*Problem to solve:* With the images removed, repeat the data below exactly.
##############################
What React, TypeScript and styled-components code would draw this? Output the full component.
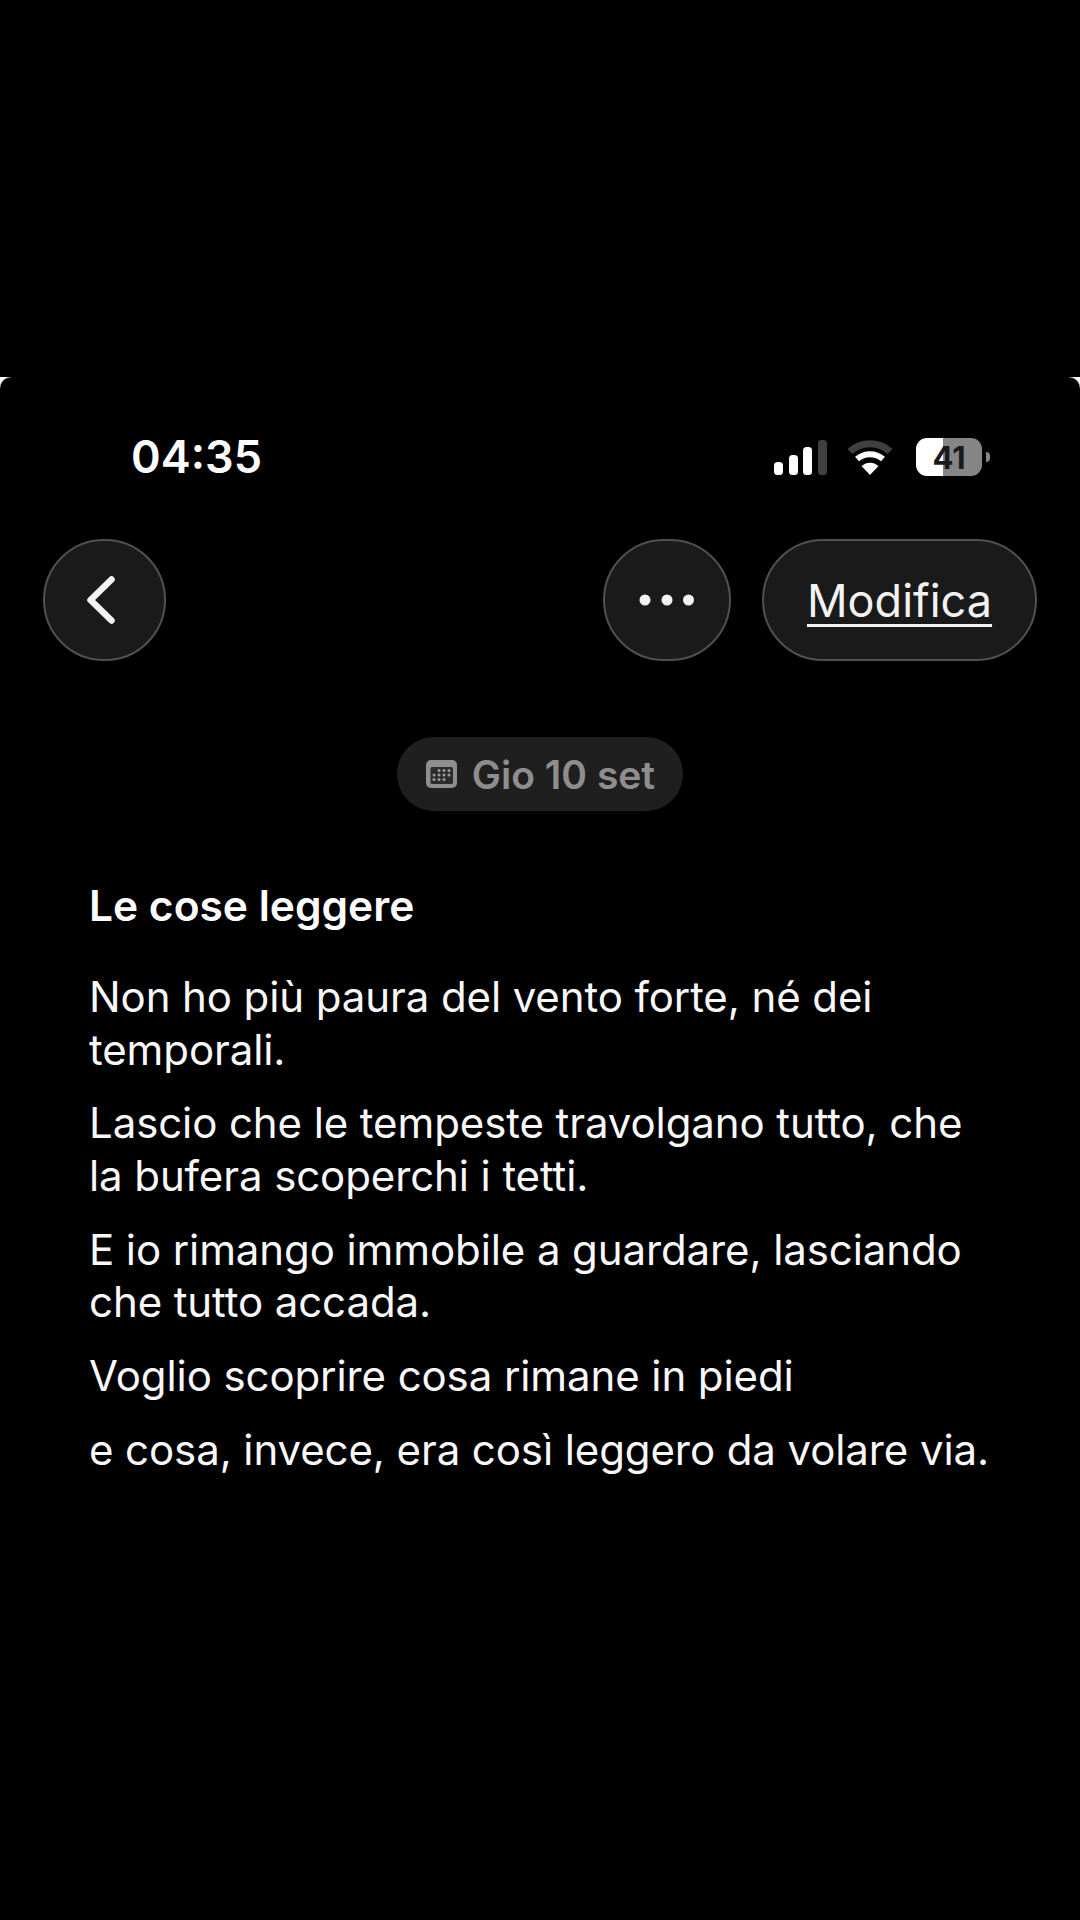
import React from 'react';
import styled, { createGlobalStyle } from 'styled-components';

const GlobalStyle = createGlobalStyle`
  html, body {
    margin: 0;
    background: #000;
  }
`;

const Page = styled.div`
  width: 1080px;
  height: 1920px;
  padding-top: 377px;
  box-sizing: border-box;
  overflow: hidden;
  background: #000;
  font-family: Inter, "Liberation Sans", sans-serif;
  color: #fff;
`;

const Screen = styled.div`
  position: relative;
  height: 1543px;
`;

const Corner = styled.span<{ side: 'left' | 'right' }>`
  position: absolute;
  top: 0;
  ${(p) => p.side}: 0;
  width: 11px;
  height: 11px;
  background: radial-gradient(
    circle at ${(p) => (p.side === 'left' ? '100% 100%' : '0 100%')},
    #000 10px,
    #fff 11.5px
  );
`;

const StatusBar = styled.div`
  display: flex;
  align-items: center;
  justify-content: space-between;
  height: 50px;
  padding: 55px 98px 0 131px;
`;

const Time = styled.span`
  font-size: 45px;
  font-weight: 600;
  line-height: 50px;
`;

const StatusIcons = styled.div`
  display: flex;
  align-items: center;
  gap: 21px;
`;

const Battery = styled.div`
  position: relative;
  display: flex;
  align-items: center;
  justify-content: center;
  width: 66px;
  height: 38px;
  margin-left: 3px;
  border-radius: 11px;
  background: linear-gradient(90deg, #fff 0 41%, #858585 41% 100%);
  color: #1a1a1a;
  font-size: 31px;
  font-weight: 700;

  &::after {
    content: '';
    position: absolute;
    right: -8px;
    top: 14px;
    width: 4px;
    height: 10px;
    border-radius: 0 6px 6px 0;
    background: #858585;
  }
`;

const Toolbar = styled.div`
  display: flex;
  align-items: center;
  gap: 31px;
  margin-top: 57px;
  padding: 0 43px;
`;

const RoundButton = styled.button<{ wide?: boolean }>`
  display: flex;
  align-items: center;
  justify-content: center;
  width: ${(p) => (p.wide ? '128px' : '123px')};
  height: 122px;
  padding: 0;
  border: 2px solid #505050;
  border-radius: 61px;
  background: #1a1a1a;
`;

const Spacer = styled.div`
  flex: 1;
`;

const EditButton = styled.button`
  width: 275px;
  height: 122px;
  padding: 0;
  border: 2px solid #505050;
  border-radius: 61px;
  background: #1a1a1a;
  color: #f2f2f2;
  font-family: inherit;
  font-size: 45px;
  font-weight: 400;
  text-decoration: underline;
  text-decoration-thickness: 3px;
  text-underline-offset: 7px;
`;

const BackGlyph = styled.svg`
  margin-right: 7px;
`;

const DateRow = styled.div`
  display: flex;
  justify-content: center;
  margin-top: 76px;
`;

const DatePill = styled.div`
  display: flex;
  align-items: center;
  gap: 15px;
  height: 74px;
  padding: 0 28px 0 29px;
  border-radius: 37px;
  background: #1f1f1f;
  color: #8e8e8e;
  font-size: 39px;
  font-weight: 600;
`;

const Note = styled.article`
  padding: 0 80px 0 89px;
  margin-top: 69px;
`;

const Title = styled.h1`
  margin: 0 0 39px;
  font-size: 42.5px;
  font-weight: 600;
  line-height: 52px;
`;

const Paragraph = styled.p`
  margin: 0 0 21.4px;
  font-size: 42px;
  font-weight: 400;
  line-height: 52.5px;
  letter-spacing: -0.1px;
  color: #f8f8f8;
`;

const SignalIcon = () => (
  <svg width="53" height="35" viewBox="0 0 53 35">
    <rect x="0" y="22" width="9" height="13" rx="3.5" fill="#fff" />
    <rect x="15" y="15" width="9" height="20" rx="3.5" fill="#fff" />
    <rect x="29" y="7" width="9" height="28" rx="3.5" fill="#fff" />
    <rect x="44" y="0" width="9" height="35" rx="3.5" fill="#404040" />
  </svg>
);

const WifiIcon = () => (
  <svg width="44" height="35" viewBox="0 0 44 35">
    <path d="M2 11.5C13 1 31 1 42 11.5" fill="none" stroke="#404040" strokeWidth="7" />
    <path d="M9 19C16.500 12.500 27.500 12.500 35 19" fill="none" stroke="#fff" strokeWidth="6" />
    <path d="M13.500 26C18.500 21.500 25.500 21.500 30.500 26L22 35Z" fill="#fff" />
  </svg>
);

const BackIcon = () => (
  <BackGlyph width="28" height="48" viewBox="0 0 28 48">
    <path
      d="M24.500 3.500L3.500 24L24.500 44.500"
      fill="none"
      stroke="#f2f2f2"
      strokeWidth="6.500"
      strokeLinecap="round"
      strokeLinejoin="round"
    />
  </BackGlyph>
);

const MoreIcon = () => (
  <svg width="56" height="14" viewBox="0 0 56 14">
    <circle cx="6" cy="7" r="5.500" fill="#f2f2f2" />
    <circle cx="28" cy="7" r="5.500" fill="#f2f2f2" />
    <circle cx="49.500" cy="7" r="5.500" fill="#f2f2f2" />
  </svg>
);

const calendarDots = [
  { y: 10.5, cols: [13, 18, 23] },
  { y: 15, cols: [8, 13, 18, 23] },
  { y: 19.5, cols: [8, 13, 18] },
];

const CalendarIcon = () => (
  <svg width="31" height="28" viewBox="0 0 31 28">
    <rect width="31" height="28" rx="5" fill="#8e8e8e" />
    <rect x="4.500" y="7" width="22.500" height="17" rx="1.500" fill="#2c2c2c" />
    {calendarDots.map((row) =>
      row.cols.map((x) => (
        <circle key={`${row.y}-${x}`} cx={x} cy={row.y} r="1.500" fill="#9a9a9a" />
      )),
    )}
  </svg>
);

export default function App() {
  return (
    <Page>
      <GlobalStyle />
      <Screen>
        <Corner side="left" />
        <Corner side="right" />

        <StatusBar>
          <Time>04:35</Time>
          <StatusIcons>
            <SignalIcon />
            <WifiIcon />
            <Battery>41</Battery>
          </StatusIcons>
        </StatusBar>

        <Toolbar>
          <RoundButton aria-label="Indietro">
            <BackIcon />
          </RoundButton>
          <Spacer />
          <RoundButton wide aria-label="Altro">
            <MoreIcon />
          </RoundButton>
          <EditButton>Modifica</EditButton>
        </Toolbar>

        <DateRow>
          <DatePill>
            <CalendarIcon />
            Gio 10 set
          </DatePill>
        </DateRow>

        <Note>
          <Title>Le cose leggere</Title>
          <Paragraph>Non ho più paura del vento forte, né dei temporali.</Paragraph>
          <Paragraph>Lascio che le tempeste travolgano tutto, che la bufera scoperchi i tetti.</Paragraph>
          <Paragraph>E io rimango immobile a guardare, lasciando che tutto accada.</Paragraph>
          <Paragraph>Voglio scoprire cosa rimane in piedi</Paragraph>
          <Paragraph>e cosa, invece, era così leggero da volare via.</Paragraph>
        </Note>
      </Screen>
    </Page>
  );
}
##############################
*Answer to this problem:*
What React, TypeScript and styled-components code would draw this? Output the full component.
import React from 'react';
import styled, { createGlobalStyle } from 'styled-components';

const GlobalStyle = createGlobalStyle`
  html, body {
    margin: 0;
    background: #000;
  }
`;

const Page = styled.div`
  width: 1080px;
  height: 1920px;
  padding-top: 377px;
  box-sizing: border-box;
  overflow: hidden;
  background: #000;
  font-family: Inter, "Liberation Sans", sans-serif;
  color: #fff;
`;

const Screen = styled.div`
  position: relative;
  height: 1543px;
`;

const Corner = styled.span<{ side: 'left' | 'right' }>`
  position: absolute;
  top: 0;
  ${(p) => p.side}: 0;
  width: 11px;
  height: 11px;
  background: radial-gradient(
    circle at ${(p) => (p.side === 'left' ? '100% 100%' : '0 100%')},
    #000 10px,
    #fff 11.5px
  );
`;

const StatusBar = styled.div`
  display: flex;
  align-items: center;
  justify-content: space-between;
  height: 50px;
  padding: 55px 98px 0 131px;
`;

const Time = styled.span`
  font-size: 45px;
  font-weight: 600;
  line-height: 50px;
`;

const StatusIcons = styled.div`
  display: flex;
  align-items: center;
  gap: 21px;
`;

const Battery = styled.div`
  position: relative;
  display: flex;
  align-items: center;
  justify-content: center;
  width: 66px;
  height: 38px;
  margin-left: 3px;
  border-radius: 11px;
  background: linear-gradient(90deg, #fff 0 41%, #858585 41% 100%);
  color: #1a1a1a;
  font-size: 31px;
  font-weight: 700;

  &::after {
    content: '';
    position: absolute;
    right: -8px;
    top: 14px;
    width: 4px;
    height: 10px;
    border-radius: 0 6px 6px 0;
    background: #858585;
  }
`;

const Toolbar = styled.div`
  display: flex;
  align-items: center;
  gap: 31px;
  margin-top: 57px;
  padding: 0 43px;
`;

const RoundButton = styled.button<{ wide?: boolean }>`
  display: flex;
  align-items: center;
  justify-content: center;
  width: ${(p) => (p.wide ? '128px' : '123px')};
  height: 122px;
  padding: 0;
  border: 2px solid #505050;
  border-radius: 61px;
  background: #1a1a1a;
`;

const Spacer = styled.div`
  flex: 1;
`;

const EditButton = styled.button`
  width: 275px;
  height: 122px;
  padding: 0;
  border: 2px solid #505050;
  border-radius: 61px;
  background: #1a1a1a;
  color: #f2f2f2;
  font-family: inherit;
  font-size: 45px;
  font-weight: 400;
  text-decoration: underline;
  text-decoration-thickness: 3px;
  text-underline-offset: 7px;
`;

const BackGlyph = styled.svg`
  margin-right: 7px;
`;

const DateRow = styled.div`
  display: flex;
  justify-content: center;
  margin-top: 76px;
`;

const DatePill = styled.div`
  display: flex;
  align-items: center;
  gap: 15px;
  height: 74px;
  padding: 0 28px 0 29px;
  border-radius: 37px;
  background: #1f1f1f;
  color: #8e8e8e;
  font-size: 39px;
  font-weight: 600;
`;

const Note = styled.article`
  padding: 0 80px 0 89px;
  margin-top: 69px;
`;

const Title = styled.h1`
  margin: 0 0 39px;
  font-size: 42.5px;
  font-weight: 600;
  line-height: 52px;
`;

const Paragraph = styled.p`
  margin: 0 0 21.4px;
  font-size: 42px;
  font-weight: 400;
  line-height: 52.5px;
  letter-spacing: -0.1px;
  color: #f8f8f8;
`;

const SignalIcon = () => (
  <svg width="53" height="35" viewBox="0 0 53 35">
    <rect x="0" y="22" width="9" height="13" rx="3.5" fill="#fff" />
    <rect x="15" y="15" width="9" height="20" rx="3.5" fill="#fff" />
    <rect x="29" y="7" width="9" height="28" rx="3.5" fill="#fff" />
    <rect x="44" y="0" width="9" height="35" rx="3.5" fill="#404040" />
  </svg>
);

const WifiIcon = () => (
  <svg width="44" height="35" viewBox="0 0 44 35">
    <path d="M2 11.5C13 1 31 1 42 11.5" fill="none" stroke="#404040" strokeWidth="7" />
    <path d="M9 19C16.500 12.500 27.500 12.500 35 19" fill="none" stroke="#fff" strokeWidth="6" />
    <path d="M13.500 26C18.500 21.500 25.500 21.500 30.500 26L22 35Z" fill="#fff" />
  </svg>
);

const BackIcon = () => (
  <BackGlyph width="28" height="48" viewBox="0 0 28 48">
    <path
      d="M24.500 3.500L3.500 24L24.500 44.500"
      fill="none"
      stroke="#f2f2f2"
      strokeWidth="6.500"
      strokeLinecap="round"
      strokeLinejoin="round"
    />
  </BackGlyph>
);

const MoreIcon = () => (
  <svg width="56" height="14" viewBox="0 0 56 14">
    <circle cx="6" cy="7" r="5.500" fill="#f2f2f2" />
    <circle cx="28" cy="7" r="5.500" fill="#f2f2f2" />
    <circle cx="49.500" cy="7" r="5.500" fill="#f2f2f2" />
  </svg>
);

const calendarDots = [
  { y: 10.5, cols: [13, 18, 23] },
  { y: 15, cols: [8, 13, 18, 23] },
  { y: 19.5, cols: [8, 13, 18] },
];

const CalendarIcon = () => (
  <svg width="31" height="28" viewBox="0 0 31 28">
    <rect width="31" height="28" rx="5" fill="#8e8e8e" />
    <rect x="4.500" y="7" width="22.500" height="17" rx="1.500" fill="#2c2c2c" />
    {calendarDots.map((row) =>
      row.cols.map((x) => (
        <circle key={`${row.y}-${x}`} cx={x} cy={row.y} r="1.500" fill="#9a9a9a" />
      )),
    )}
  </svg>
);

export default function App() {
  return (
    <Page>
      <GlobalStyle />
      <Screen>
        <Corner side="left" />
        <Corner side="right" />

        <StatusBar>
          <Time>04:35</Time>
          <StatusIcons>
            <SignalIcon />
            <WifiIcon />
            <Battery>41</Battery>
          </StatusIcons>
        </StatusBar>

        <Toolbar>
          <RoundButton aria-label="Indietro">
            <BackIcon />
          </RoundButton>
          <Spacer />
          <RoundButton wide aria-label="Altro">
            <MoreIcon />
          </RoundButton>
          <EditButton>Modifica</EditButton>
        </Toolbar>

        <DateRow>
          <DatePill>
            <CalendarIcon />
            Gio 10 set
          </DatePill>
        </DateRow>

        <Note>
          <Title>Le cose leggere</Title>
          <Paragraph>Non ho più paura del vento forte, né dei temporali.</Paragraph>
          <Paragraph>Lascio che le tempeste travolgano tutto, che la bufera scoperchi i tetti.</Paragraph>
          <Paragraph>E io rimango immobile a guardare, lasciando che tutto accada.</Paragraph>
          <Paragraph>Voglio scoprire cosa rimane in piedi</Paragraph>
          <Paragraph>e cosa, invece, era così leggero da volare via.</Paragraph>
        </Note>
      </Screen>
    </Page>
  );
}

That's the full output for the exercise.